When To Focus Manually
AF is quick and convenient, and as mentioned, a boon to action shooters, but there are times when it’s better to focus manually. If precise focus on a specific portion of the image or subject is essential, for example, when doing selective-focus shots of flowers, it’s best to focus manually.
There are subjects and situations that can cause problems for AF—subjects with no contrast like a cloudless sky, subjects with extremely fine detail, dim light, very small subjects such as a distant bird or very bright subjects like glare on the water. If the AF system won’t autofocus on a subject, you’re better off making a fast switch to manual focus than trying to fight it.
Make sure the viewfinder diopter is set properly for your shooting eye. Point the camera at a clear sky or a plain wall, and adjust the built-in dioptric eyepiece correction until the AF target in the finder appears sharp.
AF For Video
Some DSLRs provide autofocus during video recording. This is handy, but has drawbacks—it’s slow, can cause focus jumps and abrupt exposure changes, and the built-in microphone will record the sounds of the AF motor. Pro movie-makers generally focus manually during recording, and that’s the best method with a DSLR, too. With a DSLR, either set focus before you begin recording and leave it there, or adjust it smoothly manually, if need be, during recording.

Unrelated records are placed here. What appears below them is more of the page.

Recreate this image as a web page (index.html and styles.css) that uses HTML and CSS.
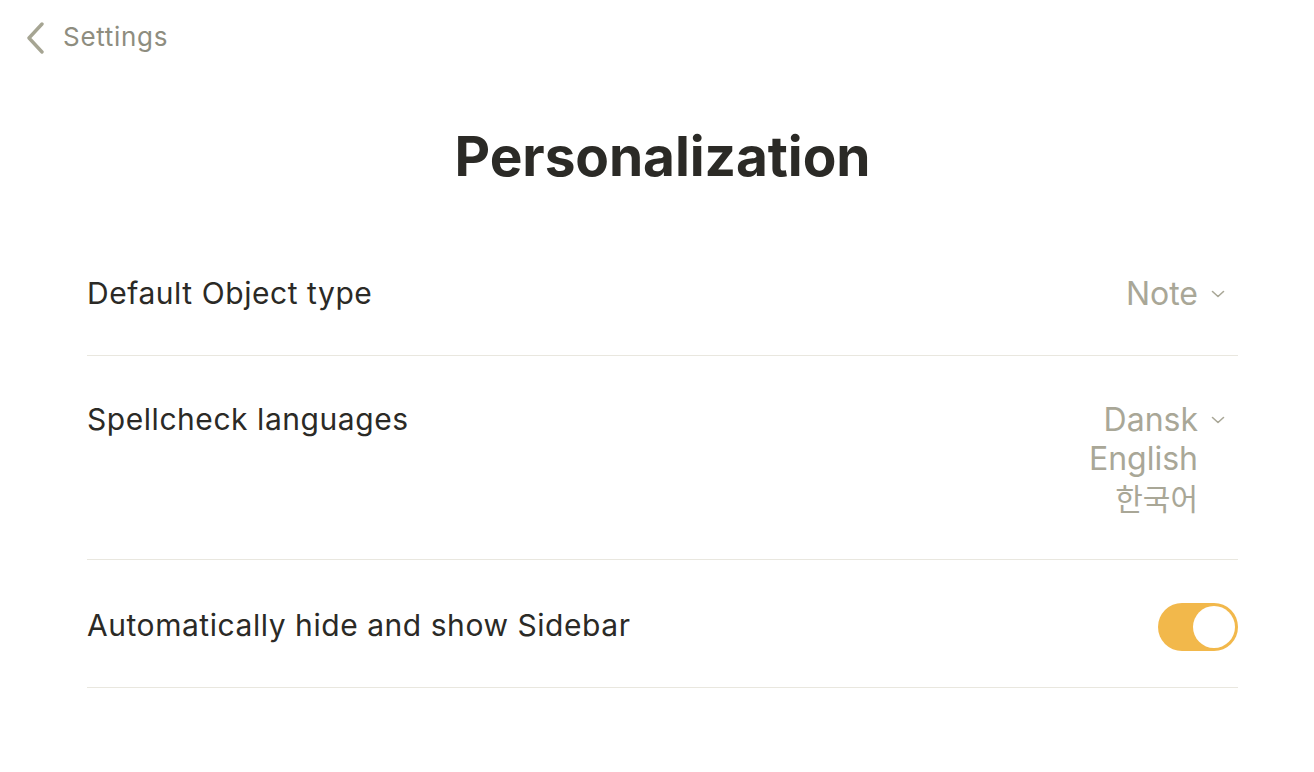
FILE: index.html
```html
<!DOCTYPE html>
<html lang="en">
<head>
<meta charset="utf-8">
<title>Personalization</title>
<link rel="stylesheet" href="styles.css">
</head>
<body>
<div class="page">
  <header class="topbar">
    <a class="back" href="#">
      <svg class="back-icon" width="20" height="32" viewBox="0 0 20 32" aria-hidden="true">
        <path d="M17 2 L4 16 L17 30" fill="none" stroke="currentColor" stroke-width="3.4" stroke-linecap="round" stroke-linejoin="round"/>
      </svg>
      <span>Settings</span>
    </a>
  </header>
  <main class="content">
    <h1 class="title">Personalization</h1>
    <section class="rows">
      <div class="row">
        <div class="label">Default Object type</div>
        <div class="value">
          <div class="value-line">Note<svg class="chev" width="14" height="8" viewBox="0 0 14 8"><path d="M1.5 1.5 L7 6.5 L12.5 1.5" fill="none" stroke="currentColor" stroke-width="1.6" stroke-linecap="round" stroke-linejoin="round"/></svg></div>
        </div>
      </div>
      <div class="row">
        <div class="label">Spellcheck languages</div>
        <div class="value">
          <div class="value-line">Dansk<svg class="chev" width="14" height="8" viewBox="0 0 14 8"><path d="M1.5 1.5 L7 6.5 L12.5 1.5" fill="none" stroke="currentColor" stroke-width="1.6" stroke-linecap="round" stroke-linejoin="round"/></svg></div>
          <div class="value-line">English<span class="chev-space"></span></div>
          <div class="value-line ko">한국어<span class="chev-space"></span></div>
        </div>
      </div>
      <div class="row row-toggle">
        <div class="label">Automatically hide and show Sidebar</div>
        <div class="toggle on"><span class="knob"></span></div>
      </div>
    </section>
  </main>
</div>
</body>
</html>
```
FILE: styles.css
```css
* { box-sizing: border-box; }
html, body { margin: 0; padding: 0; background: #ffffff; }
body {
  font-family: "Inter", "Noto Sans CJK KR", sans-serif;
  color: #2b2a26;
}
.page { width: 1314px; min-height: 772px; }
.topbar {
  padding: 20px 0 0 25px;
  height: 54px;
}
.back {
  display: inline-flex;
  align-items: center;
  gap: 18px;
  color: #a6a593;
  text-decoration: none;
  font-size: 26px;
  line-height: 34px;
  letter-spacing: 0.7px;
}
.back span { color: #8e8d7f; }
.back-icon { display: block; color: #a6a593; margin-top: 1px; }
.content {
  padding: 0 76px 0 87px;
}
.title {
  margin: 68px 0 40px;
  text-align: center;
  font-size: 55px;
  line-height: 68px;
  font-weight: 700;
  letter-spacing: -0.1px;
  color: #2b2a26;
}
.rows { display: flex; flex-direction: column; }
.row {
  display: flex;
  justify-content: space-between;
  align-items: flex-start;
  padding: 42px 0;
  border-bottom: 1px solid #e9e7df;
}
.row-toggle {
  align-items: center;
  padding: 45px 0 42px;
}
.label {
  color: #2b2a26;
  font-size: 30px;
  line-height: 40px;
  letter-spacing: 0.55px;
  padding-top: 1px;
}
.row-toggle .label { padding-top: 0; }
.value {
  display: flex;
  flex-direction: column;
  align-items: flex-end;
  padding: 2px 13px 0 0;
  color: #a9a797;
  font-size: 32px;
  line-height: 39px;
}
.value-line { display: flex; align-items: center; }
.chev { margin-left: 13px; color: #a9a797; display: block; }
.chev-space { display: inline-block; width: 27px; }
.ko { font-family: "Noto Sans CJK KR", "Inter", sans-serif; font-size: 30px; }
.toggle {
  width: 80px;
  height: 48px;
  margin: -2px 0 -6px;
  border-radius: 24px;
  background: #f2b84b;
  position: relative;
  flex-shrink: 0;
}
.knob {
  position: absolute;
  top: 3px;
  right: 3px;
  width: 42px;
  height: 42px;
  border-radius: 50%;
  background: #fff;
}
```
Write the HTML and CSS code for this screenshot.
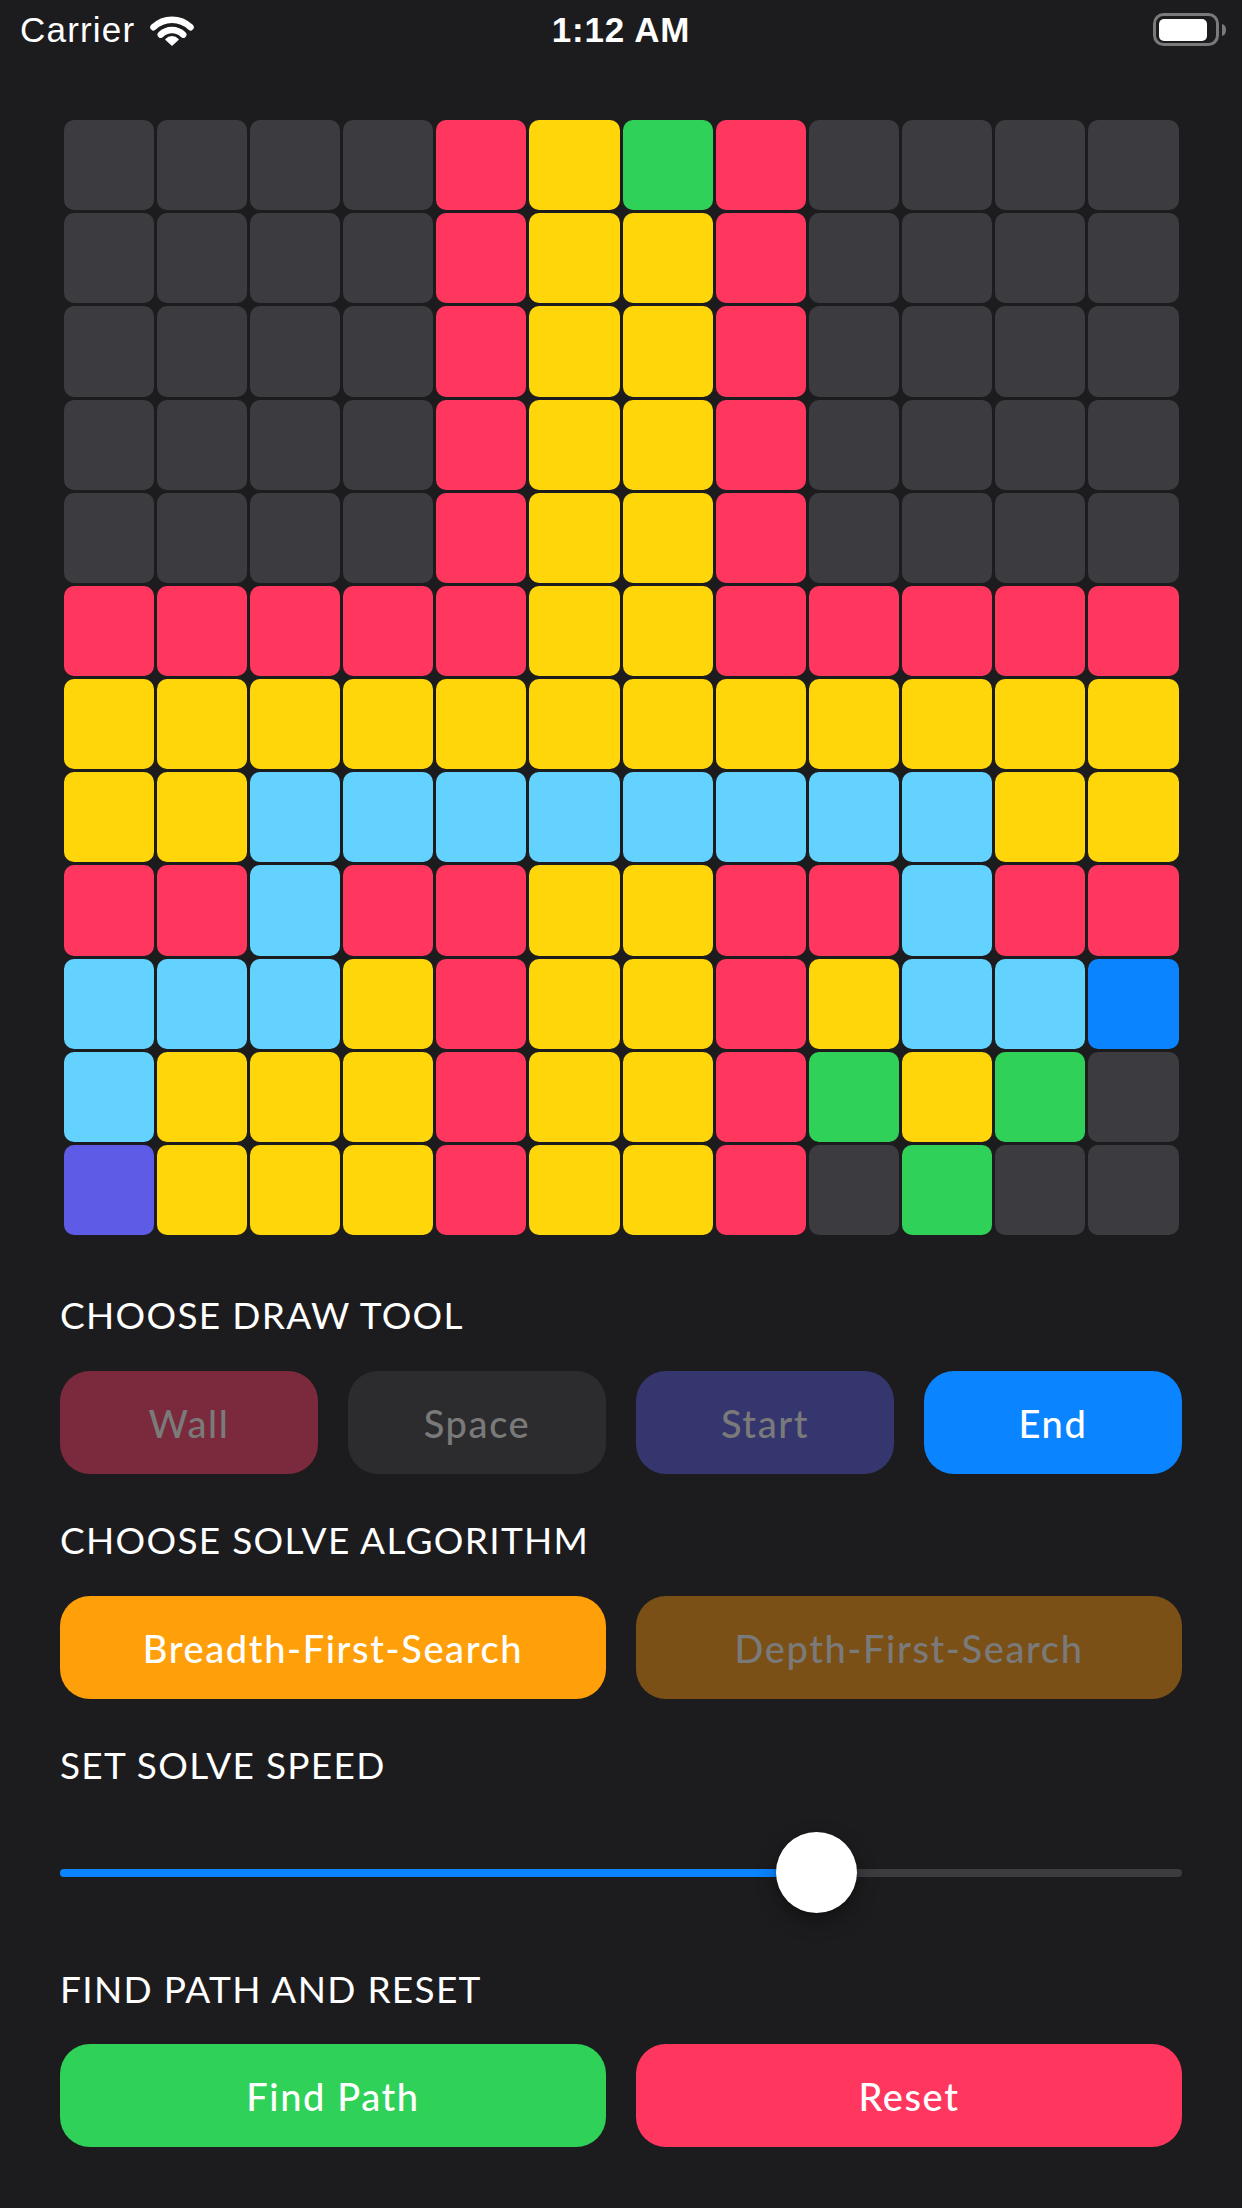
FILE: index.html
```html
<!DOCTYPE html>
<html lang="en">
<head>
<meta charset="utf-8">
<title>Pathfinder</title>
<link rel="stylesheet" href="styles.css">
</head>
<body>
<div class="status-bar">
  <div class="sb-left">
    <span class="carrier">Carrier</span>
    <svg class="wifi" width="46" height="33" viewBox="0 0 46 33">
      <path d="M4.5 14.2 A26.5 26.5 0 0 1 41.5 14.2" fill="none" stroke="#fff" stroke-width="6.5" stroke-linecap="round"/>
      <path d="M11.8 21.6 A16 16 0 0 1 34.2 21.6" fill="none" stroke="#fff" stroke-width="6.5" stroke-linecap="round"/>
      <path d="M23 32 L17 26.5 A8 8 0 0 1 29 26.5 Z" fill="#fff" stroke="#fff" stroke-width="1.5" stroke-linejoin="round"/>
    </svg>
  </div>
  <div class="sb-time">1:12 AM</div>
  <div class="sb-right">
    <svg class="battery" width="74" height="34" viewBox="0 0 74 34">
      <rect x="1.5" y="1.5" width="63" height="30" rx="9" fill="none" stroke="#7a7a7a" stroke-width="3"/>
      <rect x="6" y="6" width="48" height="22" rx="5" fill="#fff"/>
      <path d="M69 11 Q73 12 73 17 Q73 22 69 23 Z" fill="#7a7a7a"/>
    </svg>
  </div>
</div>

<main class="content">
  <div class="grid">
    <div class="cell d"></div><div class="cell d"></div><div class="cell d"></div><div class="cell d"></div><div class="cell r"></div><div class="cell y"></div><div class="cell g"></div><div class="cell r"></div><div class="cell d"></div><div class="cell d"></div><div class="cell d"></div><div class="cell d"></div>
    <div class="cell d"></div><div class="cell d"></div><div class="cell d"></div><div class="cell d"></div><div class="cell r"></div><div class="cell y"></div><div class="cell y"></div><div class="cell r"></div><div class="cell d"></div><div class="cell d"></div><div class="cell d"></div><div class="cell d"></div>
    <div class="cell d"></div><div class="cell d"></div><div class="cell d"></div><div class="cell d"></div><div class="cell r"></div><div class="cell y"></div><div class="cell y"></div><div class="cell r"></div><div class="cell d"></div><div class="cell d"></div><div class="cell d"></div><div class="cell d"></div>
    <div class="cell d"></div><div class="cell d"></div><div class="cell d"></div><div class="cell d"></div><div class="cell r"></div><div class="cell y"></div><div class="cell y"></div><div class="cell r"></div><div class="cell d"></div><div class="cell d"></div><div class="cell d"></div><div class="cell d"></div>
    <div class="cell d"></div><div class="cell d"></div><div class="cell d"></div><div class="cell d"></div><div class="cell r"></div><div class="cell y"></div><div class="cell y"></div><div class="cell r"></div><div class="cell d"></div><div class="cell d"></div><div class="cell d"></div><div class="cell d"></div>
    <div class="cell r"></div><div class="cell r"></div><div class="cell r"></div><div class="cell r"></div><div class="cell r"></div><div class="cell y"></div><div class="cell y"></div><div class="cell r"></div><div class="cell r"></div><div class="cell r"></div><div class="cell r"></div><div class="cell r"></div>
    <div class="cell y"></div><div class="cell y"></div><div class="cell y"></div><div class="cell y"></div><div class="cell y"></div><div class="cell y"></div><div class="cell y"></div><div class="cell y"></div><div class="cell y"></div><div class="cell y"></div><div class="cell y"></div><div class="cell y"></div>
    <div class="cell y"></div><div class="cell y"></div><div class="cell c"></div><div class="cell c"></div><div class="cell c"></div><div class="cell c"></div><div class="cell c"></div><div class="cell c"></div><div class="cell c"></div><div class="cell c"></div><div class="cell y"></div><div class="cell y"></div>
    <div class="cell r"></div><div class="cell r"></div><div class="cell c"></div><div class="cell r"></div><div class="cell r"></div><div class="cell y"></div><div class="cell y"></div><div class="cell r"></div><div class="cell r"></div><div class="cell c"></div><div class="cell r"></div><div class="cell r"></div>
    <div class="cell c"></div><div class="cell c"></div><div class="cell c"></div><div class="cell y"></div><div class="cell r"></div><div class="cell y"></div><div class="cell y"></div><div class="cell r"></div><div class="cell y"></div><div class="cell c"></div><div class="cell c"></div><div class="cell b"></div>
    <div class="cell c"></div><div class="cell y"></div><div class="cell y"></div><div class="cell y"></div><div class="cell r"></div><div class="cell y"></div><div class="cell y"></div><div class="cell r"></div><div class="cell g"></div><div class="cell y"></div><div class="cell g"></div><div class="cell d"></div>
    <div class="cell i"></div><div class="cell y"></div><div class="cell y"></div><div class="cell y"></div><div class="cell r"></div><div class="cell y"></div><div class="cell y"></div><div class="cell r"></div><div class="cell d"></div><div class="cell g"></div><div class="cell d"></div><div class="cell d"></div>
  </div>

  <section class="section first">
    <h2 class="title">CHOOSE DRAW TOOL</h2>
    <div class="btn-row four">
      <button class="btn wall">Wall</button>
      <button class="btn space">Space</button>
      <button class="btn start">Start</button>
      <button class="btn end active">End</button>
    </div>
  </section>

  <section class="section">
    <h2 class="title">CHOOSE SOLVE ALGORITHM</h2>
    <div class="btn-row two">
      <button class="btn bfs active">Breadth-First-Search</button>
      <button class="btn dfs">Depth-First-Search</button>
    </div>
  </section>

  <section class="section">
    <h2 class="title">SET SOLVE SPEED</h2>
    <div class="slider">
      <div class="track"><div class="fill" style="width: 67.4%"></div></div>
      <div class="thumb" style="left: calc(67.4% - 40.5px)"></div>
    </div>
  </section>

  <section class="section last">
    <h2 class="title">FIND PATH AND RESET</h2>
    <div class="btn-row two">
      <button class="btn find active">Find Path</button>
      <button class="btn reset active">Reset</button>
    </div>
  </section>
</main>
</body>
</html>
```

FILE: styles.css
```css
* { box-sizing: border-box; }

html, body {
  margin: 0;
  padding: 0;
  background: #1c1c1e;
}

body {
  width: 1242px;
  height: 2208px;
  overflow: hidden;
  font-family: "Lato", "Noto Sans", sans-serif;
  color: #fff;
}

/* status bar */
.status-bar {
  height: 60px;
  display: grid;
  grid-template-columns: 1fr auto 1fr;
  align-items: center;
  padding: 0 20px;
  font-family: "Liberation Sans", Arial, sans-serif;
  font-size: 35px;
  line-height: 60px;
  letter-spacing: 1.2px;
  color: #fff;
}

.sb-left {
  display: flex;
  align-items: center;
  gap: 14px;
}

.wifi { display: block; margin-top: -2px; }

.sb-time {
  font-weight: 700;
  text-align: center;
  letter-spacing: 0.8px;
}

.sb-right {
  display: flex;
  justify-content: flex-end;
  align-items: center;
  margin-right: -5px;
}

.battery { display: block; }

/* main */
.content {
  padding: 60px 60px 0;
}

.grid {
  margin: 0 3.5px;
  display: grid;
  grid-template-columns: repeat(12, 1fr);
  gap: 3px;
}

.cell {
  aspect-ratio: 1 / 1;
  border-radius: 10px;
}

.cell.d { background: #3c3c40; }
.cell.r { background: #ff375f; }
.cell.y { background: #ffd60a; }
.cell.g { background: #30d158; }
.cell.c { background: #64d2ff; }
.cell.b { background: #0a84ff; }
.cell.i { background: #5e5ce6; }

.section {
  margin-top: 46px;
}

.section.first { margin-top: 60px; }
.section.last { margin-top: 56px; }

.title {
  margin: 0 0 36px;
  font-size: 37px;
  line-height: 40px;
  font-weight: 400;
  letter-spacing: 1.3px;
  color: #fff;
}

.section.last .title { margin-bottom: 35px; }

.btn-row {
  display: grid;
  gap: 30px;
}

.btn-row.four { grid-template-columns: repeat(4, 1fr); }
.btn-row.two { grid-template-columns: repeat(2, 1fr); }

.btn {
  height: 103px;
  border: none;
  border-radius: 30px;
  font-family: "Lato", "Noto Sans", sans-serif;
  font-size: 38px;
  font-weight: 500;
  letter-spacing: 1.6px;
  color: #7a7a7a;
  padding: 0;
  text-align: center;
}

.btn.active { color: #fff; }

.btn.wall  { background: #7a2a3c; }
.btn.space { background: #2c2c2e; }
.btn.start { background: #36366e; }
.btn.end   { background: #0a84ff; }
.btn.bfs   { background: #ff9f0a; }
.btn.dfs   { background: #7a5016; }
.btn.find  { background: #30d158; }
.btn.reset { background: #ff375f; }

/* slider */
.slider {
  position: relative;
  height: 81px;
  margin-top: 47px;
  display: flex;
  align-items: center;
}

.track {
  flex: 1;
  height: 8px;
  border-radius: 4px;
  background: #3c3c40;
  overflow: hidden;
}

.fill {
  height: 100%;
  background: #0a84ff;
}

.thumb {
  position: absolute;
  top: 0;
  width: 81px;
  height: 81px;
  border-radius: 50%;
  background: #fff;
  box-shadow: 0 8px 20px rgba(0, 0, 0, 0.35), 0 1px 3px rgba(0, 0, 0, 0.2);
}
```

Minolta introduced the first widely successful AF SLR—the Maxxum 7000—in 1985. AF is certainly a boon for action shooters, and it speeds up all photography, although there are still times when it’s best to focus manually. Historical note: The Pentax ME-F (1981) and Nikon F3AF (1983) predated the Maxxum 7000, but they were essentially existing manual-focus SLRs adapted to work with a limited number of lenses containing AF motors (one, in the case of the ME-F, two for the F3AF), and not commercially successful. The Maxxum 7000 started the AF SLR revolution.